Usage: TiChange_for_lightning.sh [option] [parameter]
option: -i --input-file [input_csv_path] | | 需要处理的csv文件路径;
-o --operate-path [operate_dir_path] | | 需要处理csv文件的,空间足够的文件夹路径;
-m --schema-meta [schema_meta] | | 需要指定库中 csv 文件所属对象信息,eg: -m schema_name.table_name;
-s --separator_import [separator_import_format] |(default: ',' )| 需要指定当前 csv 文件字段分隔符,eg: -s '||' TiChange 自动将其转换为 "," : "A"||"B" --> "A","B" ;
-d --delimiter_import [delimiter_import_format] |(default: '"' )| 需要指定当前 csv 文件引用定界符,eg: -d '' TiChange 自动将其转换为 '"' : ABC --> "ABC" ;
-n --null_import [null_import_format] |(default: '\N')| 需要指定解析 csv 文件中字段值为 NULL 的字符, eg: '\N' 导入 TiDB 中会被解析为 NULL ;
-h --help | | 获取关于 TiChange.sh 的操作指引,详细 Demo 请参考 : https://github.com/jansu-dev/TiChange_for_lightning ;
首先,使用 TiChange_for_lightning.sh 将一整块 csv 文件处理为多个 96MB csv,将 terminal 输出的 data-source-dir 路径填写至 tidb-lightning.toml。随后,便可按 TiDB 官网要求配置好后启动进程,导入数据。

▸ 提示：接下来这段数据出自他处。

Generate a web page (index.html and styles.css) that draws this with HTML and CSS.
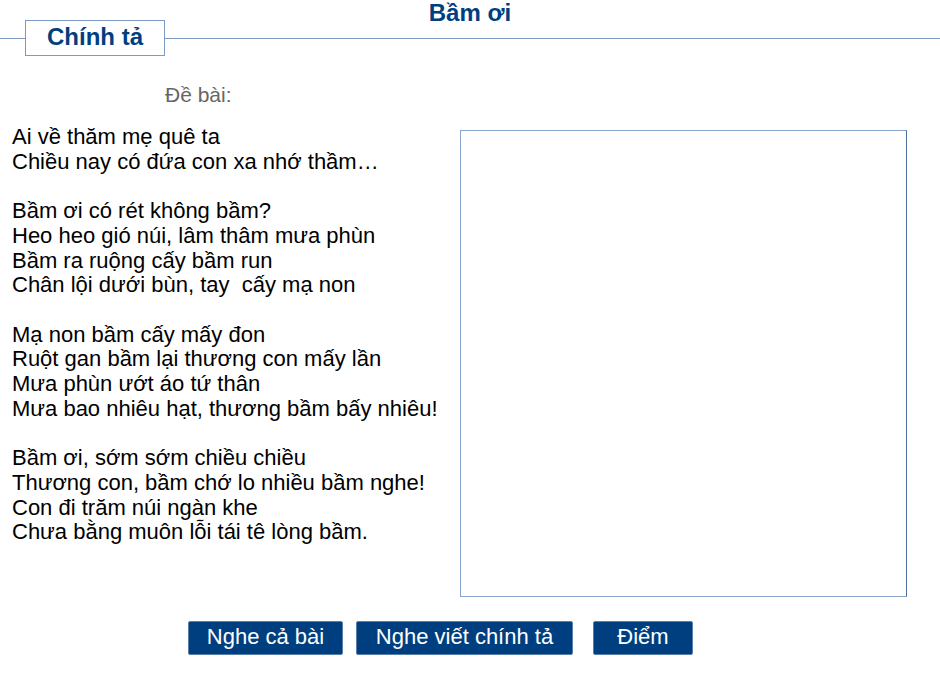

[tidb@tidb-51-pd examples]$ mysql -uroot -P4000 -h192.168.169.61 -A jan
MySQL [jan]> create table TiChange_test(id int ,name varchar(20));
[tidb@tidb-51-pd eg_standerd]$ cat TiChange_test_standerd.csv
"1","jan_standerd_csv"
[tidb@tidb-51-pd lightning]$ ./TiChange_for_lightning.sh \
-i '/home/tidb/lightning/examples/eg_standerd/TiChange_test_standerd.csv' \
-o '/home/tidb/lightning/examples/eg_standerd/test' \
-m 'jan.TiChange_test'
Option i == /home/tidb/lightning/examples/eg_standerd/TiChange_test_standerd.csv
Option o == /home/tidb/lightning/examples/eg_standerd/test
Option s == jan.TiChange_test
---------------------------------------------------------------------------
------------ TiChange starting ------------------------------------------
---------------------------------------------------------------------------
------------ using below information for tidb-lightning.toml ------------
---------------------------------------------------------------------------
Please write the string path to tidb-lightning.toml config file!!!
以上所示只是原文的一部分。